Connect & Experience
Beberapa pemerhati perkembangan anak menyatakan bahwa cerita berima memiliki unsur yang disebut phonological awareness, yaitu ketika suatu kata atau cerita dibacakan menghasilkan bunyi menarik dan membuat anak “connect”. Dengan dasar itulah, Cerita Binatang Berima Dua Bahasa, I Love My Al-Quran ini disusun. Diharapkan, cerita-cerita yang disajikan dalam produk ini, selain ceritanya bisa diikuti, proses pembacaannya pun menjadi suatu experience tersendiri.

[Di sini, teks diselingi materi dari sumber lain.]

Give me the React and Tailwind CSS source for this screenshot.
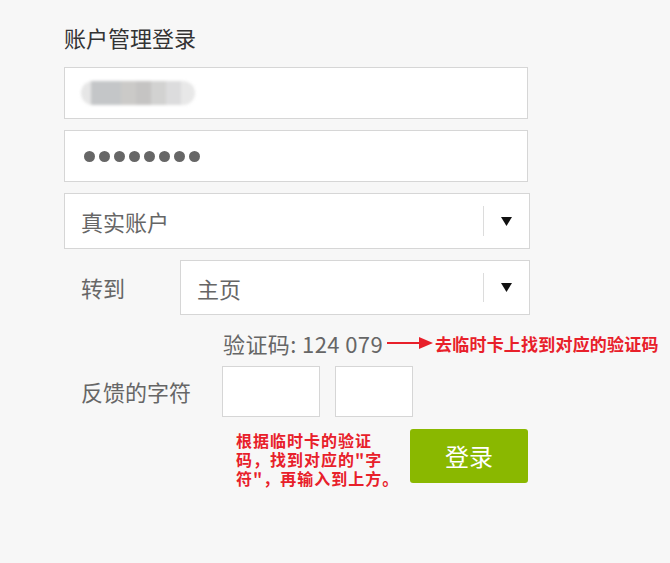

Cara Bercerita Khas Al-Quran
Cerita-cerita dalam produk ini merupakan pengembangan dari potongan ayat Al-Quran yang menuturkan tentang binatang. Ayat-ayat Al-Quran memiliki cara bercerita yang khas. Salah satunya dengan metode berima. Cerita dalam produk ini dirancang berima dengan harapan dapat memindahkan semangat bahasa Al-Quran dengan mudah.
Produk ini juga disusun sebagai alat bantu, “pintu masuk” yang menarik bagi anak-anak untuk mempelajari Al-Quran. Contohnya sebagai berikut: Setelah membaca Cerita 6, Paus, Penyelamat Nabi Yunus, interest anak akan terbangun. Saat itulah, anak merasa siap untuk mengetahui lebih jauh tentang kisah Nabi Yunus di Surah Yûnus.
Semoga produk ini bisa menjadi media untuk menyampaikan semangat cerita Al-Quran sekaligus semangat bahasa Al-Quran. Cerita-cerita ini pun bisa menjadi teman yang mengajak anak dan seluruh keluarga untuk mempelajari Al-Quran lebih mendalam.